Probe	Spring endpoint	If it fails
Liveness	`/actuator/health/liveness`	Pod is restarted
Readiness	`/actuator/health/readiness`	Pod removed from Service endpoints (no traffic)
Startup (optional)	`/actuator/health/liveness`	Holds off liveness until app finishes booting

Warning: Do not point the liveness probe at the full /actuator/health endpoint. If a downstream dependency (database, broker) goes down, the full health check fails and Kubernetes will restart your perfectly healthy Pods in a crash loop. Liveness should reflect only the process itself; let readiness reflect dependencies.

Injecting configuration: ConfigMaps and Secrets

Keep configuration out of the image. A ConfigMap holds non-sensitive settings; a Secret holds credentials (base64-encoded, and ideally encrypted at rest).

apiVersion: v1
kind: ConfigMap
metadata:
  name: orders-config
data:
  SPRING_PROFILES_ACTIVE: "prod"
  APP_FEATURE_FLAG: "true"
---
apiVersion: v1
kind: Secret
metadata:
  name: orders-secret
type: Opaque
stringData:
  SPRING_DATASOURCE_PASSWORD: "s3cr3t"

Expose them to the container as environment variables. Spring Boot maps SPRING_DATASOURCE_PASSWORD to spring.datasource.password automatically via relaxed binding.

          envFrom:
            - configMapRef:
                name: orders-config
            - secretRef:
                name: orders-secret

For stronger secret handling than base64 ConfigData, see Secrets & Vault.

Resource requests and limits

Tell the scheduler how much CPU and memory the Pod needs (requests) and the ceiling it may not exceed (limits). Without limits a single Pod can starve its neighbours.

          resources:
            requests:
              cpu: "250m"
              memory: "512Mi"
            limits:
              cpu: "1"
              memory: "768Mi"

Tip: A modern JVM is container-aware and sizes the heap from the cgroup memory limit automatically. Set a generous memory limit (heap plus metaspace, threads, and off-heap) so the kernel OOM-killer never terminates the JVM unexpectedly.

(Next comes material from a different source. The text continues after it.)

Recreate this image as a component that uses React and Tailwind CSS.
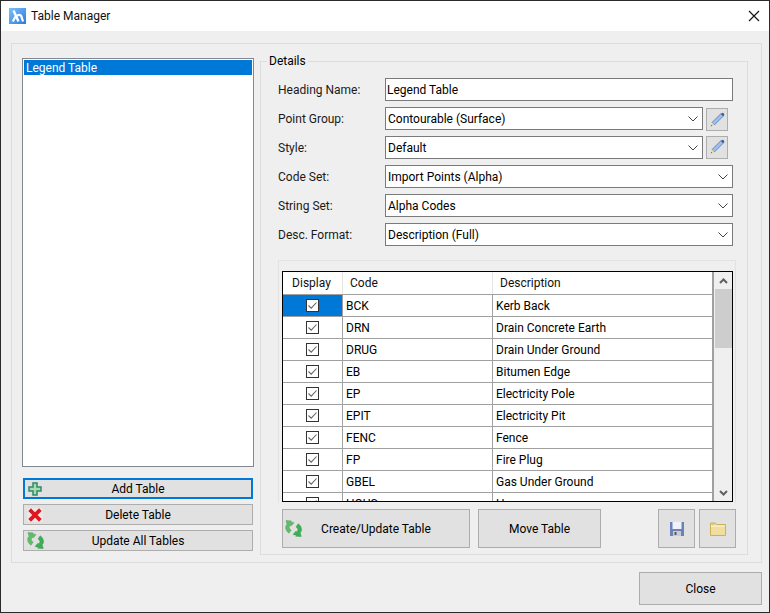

Aligning graceful shutdown

When Kubernetes scales down or rolls out a new version, it sends SIGTERM and waits for the Pod’s terminationGracePeriodSeconds before sending SIGKILL. Spring Boot’s graceful shutdown lets in-flight requests finish first.

server:
  shutdown: graceful
spring:
  lifecycle:
    timeout-per-shutdown-phase: 25s

    spec:
      terminationGracePeriodSeconds: 30   # must exceed the Spring shutdown timeout

The sequence on a rolling update:

1. Pod marked Terminating, removed from Service endpoints (readiness)
2. Kubernetes sends SIGTERM
3. Spring stops accepting new requests, lets in-flight ones complete (<= 25s)
4. JVM exits cleanly before the 30s grace period ends -> no SIGKILL

Keep terminationGracePeriodSeconds strictly larger than timeout-per-shutdown-phase, or Kubernetes will hard-kill the Pod mid-request.

Best Practices

Use the readiness probe for dependencies; keep the liveness probe limited to the process to avoid restart storms.
Externalize all config via ConfigMaps and Secrets — never bake them into the image.
Set both resource requests and limits; let the JVM size its heap from the container limit.
Enable server.shutdown: graceful and make the grace period longer than the shutdown timeout.
Run multiple replicas behind a Service so rolling updates cause zero downtime.